OXIDATION OF ALKANES WITH HYDROGEN-PEROXIDE CATALYZED BY IRON SALTS OR IRON-OXIDE COLLOIDS IN REVERSE MICROEMULSIONS

Catalytic oxidation of alkanes occurs in reverse (water in oil) microemulsions stabilized by an anionic surfactant (Aerosol OT(R)). The catalytically active microemulsion is generated by mixing two reverse microemulsions containing respectively an aqueous solution of iron (Fe(II) or Fe(III)) and an aqueous solution of H2O2 (30%) dispersed in liquid alkanes (continuous oil phase). This microemulsion system is active in the C-H bond oxidation of various liquid alkanes (cycloalkanes, decalin, tetralin, alkylbenzenes) into ketones and secondary and tertiary alcohols at room temperature.
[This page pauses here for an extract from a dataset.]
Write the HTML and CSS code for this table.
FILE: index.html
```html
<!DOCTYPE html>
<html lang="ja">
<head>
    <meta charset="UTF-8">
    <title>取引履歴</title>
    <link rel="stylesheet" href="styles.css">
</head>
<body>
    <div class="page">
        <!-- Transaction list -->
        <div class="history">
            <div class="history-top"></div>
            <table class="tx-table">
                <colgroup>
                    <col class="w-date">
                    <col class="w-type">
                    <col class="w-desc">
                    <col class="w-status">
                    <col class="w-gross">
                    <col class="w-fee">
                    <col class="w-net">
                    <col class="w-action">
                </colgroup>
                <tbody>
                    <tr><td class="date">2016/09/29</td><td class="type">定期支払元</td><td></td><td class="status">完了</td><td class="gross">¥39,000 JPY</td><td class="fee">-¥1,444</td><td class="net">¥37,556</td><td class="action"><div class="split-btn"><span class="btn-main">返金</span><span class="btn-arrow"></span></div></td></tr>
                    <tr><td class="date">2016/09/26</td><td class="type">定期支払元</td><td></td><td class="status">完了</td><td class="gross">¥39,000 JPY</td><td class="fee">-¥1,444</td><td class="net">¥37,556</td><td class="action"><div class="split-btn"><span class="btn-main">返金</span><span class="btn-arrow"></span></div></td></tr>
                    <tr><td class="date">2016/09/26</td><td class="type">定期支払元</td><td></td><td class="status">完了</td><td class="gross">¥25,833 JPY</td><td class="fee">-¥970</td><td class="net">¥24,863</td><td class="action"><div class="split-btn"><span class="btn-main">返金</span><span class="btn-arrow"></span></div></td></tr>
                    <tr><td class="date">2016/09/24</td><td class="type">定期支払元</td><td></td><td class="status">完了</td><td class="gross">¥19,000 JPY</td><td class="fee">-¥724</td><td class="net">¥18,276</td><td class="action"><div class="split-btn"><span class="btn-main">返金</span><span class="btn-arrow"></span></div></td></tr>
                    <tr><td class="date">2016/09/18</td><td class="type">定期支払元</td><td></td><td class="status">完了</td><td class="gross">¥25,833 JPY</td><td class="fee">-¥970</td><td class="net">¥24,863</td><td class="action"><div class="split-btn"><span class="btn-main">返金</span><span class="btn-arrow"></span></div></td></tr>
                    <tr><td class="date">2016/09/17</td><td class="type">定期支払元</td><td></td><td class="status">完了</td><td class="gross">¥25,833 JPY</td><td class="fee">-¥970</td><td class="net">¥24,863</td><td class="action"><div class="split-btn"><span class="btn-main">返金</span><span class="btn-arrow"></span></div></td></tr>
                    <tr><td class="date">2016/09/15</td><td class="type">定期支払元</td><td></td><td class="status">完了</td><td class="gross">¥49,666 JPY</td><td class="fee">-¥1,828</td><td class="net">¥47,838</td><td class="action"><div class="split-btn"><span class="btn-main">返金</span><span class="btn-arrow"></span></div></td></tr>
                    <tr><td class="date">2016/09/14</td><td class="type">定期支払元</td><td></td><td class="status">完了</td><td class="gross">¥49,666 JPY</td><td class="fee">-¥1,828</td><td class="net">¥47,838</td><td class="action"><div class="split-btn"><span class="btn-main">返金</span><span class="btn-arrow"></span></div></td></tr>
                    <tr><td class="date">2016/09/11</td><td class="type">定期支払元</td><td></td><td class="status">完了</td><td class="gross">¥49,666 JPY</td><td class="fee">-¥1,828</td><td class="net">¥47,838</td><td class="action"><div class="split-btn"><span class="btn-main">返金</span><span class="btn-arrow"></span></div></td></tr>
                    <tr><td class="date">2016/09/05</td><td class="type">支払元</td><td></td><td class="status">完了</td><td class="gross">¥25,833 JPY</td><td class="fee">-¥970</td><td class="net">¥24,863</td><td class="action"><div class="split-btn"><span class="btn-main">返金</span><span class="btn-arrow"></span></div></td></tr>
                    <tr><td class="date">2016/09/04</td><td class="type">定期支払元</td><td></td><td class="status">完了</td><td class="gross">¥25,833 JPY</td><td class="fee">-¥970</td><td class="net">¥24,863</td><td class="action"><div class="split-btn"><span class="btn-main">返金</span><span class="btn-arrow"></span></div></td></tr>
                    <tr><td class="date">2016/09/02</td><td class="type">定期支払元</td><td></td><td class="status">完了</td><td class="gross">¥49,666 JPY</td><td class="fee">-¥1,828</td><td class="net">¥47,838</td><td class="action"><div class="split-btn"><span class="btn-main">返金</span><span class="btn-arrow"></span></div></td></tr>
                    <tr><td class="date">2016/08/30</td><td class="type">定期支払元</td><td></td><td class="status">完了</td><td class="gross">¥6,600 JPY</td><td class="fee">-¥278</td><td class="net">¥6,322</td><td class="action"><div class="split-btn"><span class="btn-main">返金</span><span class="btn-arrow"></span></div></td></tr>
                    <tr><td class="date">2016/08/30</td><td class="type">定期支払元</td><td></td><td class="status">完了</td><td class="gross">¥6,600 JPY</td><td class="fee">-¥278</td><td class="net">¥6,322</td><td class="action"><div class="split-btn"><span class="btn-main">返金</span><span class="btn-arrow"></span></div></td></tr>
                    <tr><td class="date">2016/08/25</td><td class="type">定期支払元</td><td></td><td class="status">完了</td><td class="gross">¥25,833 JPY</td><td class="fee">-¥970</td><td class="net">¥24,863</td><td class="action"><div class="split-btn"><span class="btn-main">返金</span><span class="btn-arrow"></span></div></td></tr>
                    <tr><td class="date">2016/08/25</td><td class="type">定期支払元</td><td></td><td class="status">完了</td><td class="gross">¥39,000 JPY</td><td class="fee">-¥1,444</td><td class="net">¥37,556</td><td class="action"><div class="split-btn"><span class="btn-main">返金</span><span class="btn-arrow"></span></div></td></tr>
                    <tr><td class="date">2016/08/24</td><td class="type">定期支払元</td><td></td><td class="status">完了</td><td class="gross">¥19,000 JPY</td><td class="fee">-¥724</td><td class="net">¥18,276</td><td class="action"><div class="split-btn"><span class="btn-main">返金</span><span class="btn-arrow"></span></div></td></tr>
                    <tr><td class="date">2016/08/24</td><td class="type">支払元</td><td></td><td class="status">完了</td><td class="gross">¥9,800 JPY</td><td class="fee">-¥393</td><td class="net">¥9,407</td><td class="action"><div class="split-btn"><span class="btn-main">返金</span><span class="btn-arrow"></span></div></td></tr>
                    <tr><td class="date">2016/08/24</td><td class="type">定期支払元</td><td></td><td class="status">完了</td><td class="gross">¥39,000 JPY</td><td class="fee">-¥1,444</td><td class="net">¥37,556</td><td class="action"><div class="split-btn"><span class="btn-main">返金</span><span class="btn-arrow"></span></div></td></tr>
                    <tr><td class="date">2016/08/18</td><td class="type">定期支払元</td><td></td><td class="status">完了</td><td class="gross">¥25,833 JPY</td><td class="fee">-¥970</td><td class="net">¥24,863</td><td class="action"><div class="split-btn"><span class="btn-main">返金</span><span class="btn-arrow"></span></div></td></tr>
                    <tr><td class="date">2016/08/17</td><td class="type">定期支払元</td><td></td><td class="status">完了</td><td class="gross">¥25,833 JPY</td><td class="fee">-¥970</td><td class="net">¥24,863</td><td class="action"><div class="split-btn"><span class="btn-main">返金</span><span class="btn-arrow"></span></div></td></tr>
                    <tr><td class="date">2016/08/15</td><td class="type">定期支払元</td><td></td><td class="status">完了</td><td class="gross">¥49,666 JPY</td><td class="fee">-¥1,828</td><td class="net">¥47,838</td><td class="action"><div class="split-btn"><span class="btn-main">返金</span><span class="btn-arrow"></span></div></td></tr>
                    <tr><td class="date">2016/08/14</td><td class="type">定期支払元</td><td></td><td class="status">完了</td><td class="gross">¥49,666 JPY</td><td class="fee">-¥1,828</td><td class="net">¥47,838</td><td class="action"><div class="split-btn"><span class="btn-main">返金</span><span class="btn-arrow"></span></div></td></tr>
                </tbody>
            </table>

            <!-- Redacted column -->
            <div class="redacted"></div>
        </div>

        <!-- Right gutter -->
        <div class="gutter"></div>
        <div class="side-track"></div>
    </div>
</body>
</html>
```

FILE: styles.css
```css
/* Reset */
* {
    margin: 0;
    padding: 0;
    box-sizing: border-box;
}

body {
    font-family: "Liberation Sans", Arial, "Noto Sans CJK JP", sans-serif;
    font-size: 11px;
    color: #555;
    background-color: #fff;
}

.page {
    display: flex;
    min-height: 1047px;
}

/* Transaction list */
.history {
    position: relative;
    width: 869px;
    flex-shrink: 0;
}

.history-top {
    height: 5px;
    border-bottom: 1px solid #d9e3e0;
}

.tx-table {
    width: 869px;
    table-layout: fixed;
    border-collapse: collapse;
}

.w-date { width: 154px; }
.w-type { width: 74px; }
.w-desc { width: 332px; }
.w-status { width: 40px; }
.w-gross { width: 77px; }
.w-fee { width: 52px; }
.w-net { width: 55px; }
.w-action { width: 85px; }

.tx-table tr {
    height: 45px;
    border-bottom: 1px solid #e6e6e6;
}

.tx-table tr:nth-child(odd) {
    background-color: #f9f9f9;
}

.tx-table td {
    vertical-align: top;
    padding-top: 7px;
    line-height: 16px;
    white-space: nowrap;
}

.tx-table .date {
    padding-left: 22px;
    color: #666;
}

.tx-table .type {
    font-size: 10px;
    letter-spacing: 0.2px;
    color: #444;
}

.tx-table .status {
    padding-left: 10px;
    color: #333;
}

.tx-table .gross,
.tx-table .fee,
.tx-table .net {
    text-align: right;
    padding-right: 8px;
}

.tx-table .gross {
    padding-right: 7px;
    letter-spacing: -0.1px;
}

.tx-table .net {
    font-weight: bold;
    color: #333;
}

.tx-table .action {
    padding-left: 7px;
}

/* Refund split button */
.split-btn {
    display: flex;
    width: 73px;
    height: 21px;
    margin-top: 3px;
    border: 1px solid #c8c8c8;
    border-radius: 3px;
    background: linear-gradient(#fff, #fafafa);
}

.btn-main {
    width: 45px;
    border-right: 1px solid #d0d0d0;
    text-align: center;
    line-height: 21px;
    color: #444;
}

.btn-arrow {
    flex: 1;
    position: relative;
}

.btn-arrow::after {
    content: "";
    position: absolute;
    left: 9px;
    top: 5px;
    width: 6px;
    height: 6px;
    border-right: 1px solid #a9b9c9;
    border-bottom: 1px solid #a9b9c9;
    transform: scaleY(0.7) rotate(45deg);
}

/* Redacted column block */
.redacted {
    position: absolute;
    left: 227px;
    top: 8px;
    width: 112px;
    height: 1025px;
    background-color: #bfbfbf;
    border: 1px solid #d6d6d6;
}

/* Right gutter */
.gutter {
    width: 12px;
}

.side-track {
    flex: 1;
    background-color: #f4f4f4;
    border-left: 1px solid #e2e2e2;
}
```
The selective oxidation of secondary carbons into ketones and tertiary carbons into alcohols is interpreted by the intervention of iron(V) oxene intermediates rather than radical Fenton-type mechanisms. Polynuclear aggregates such as colloidal hydrous ferric oxides generated by hydrolysis within the aqueous microdroplets are assumed to be the catalytically active species. In fact, we demonstrate that previously prepared iron oxide colloids (Fe2O3 and FeOOH) similarly catalyze the oxidation of alkanes with hydrogen peroxide in reverse microemulsions. The low interfacial water-hydrocarbon tension and the very high interfacial area in liquid-liquid dispersions greatly favour the catalytic process.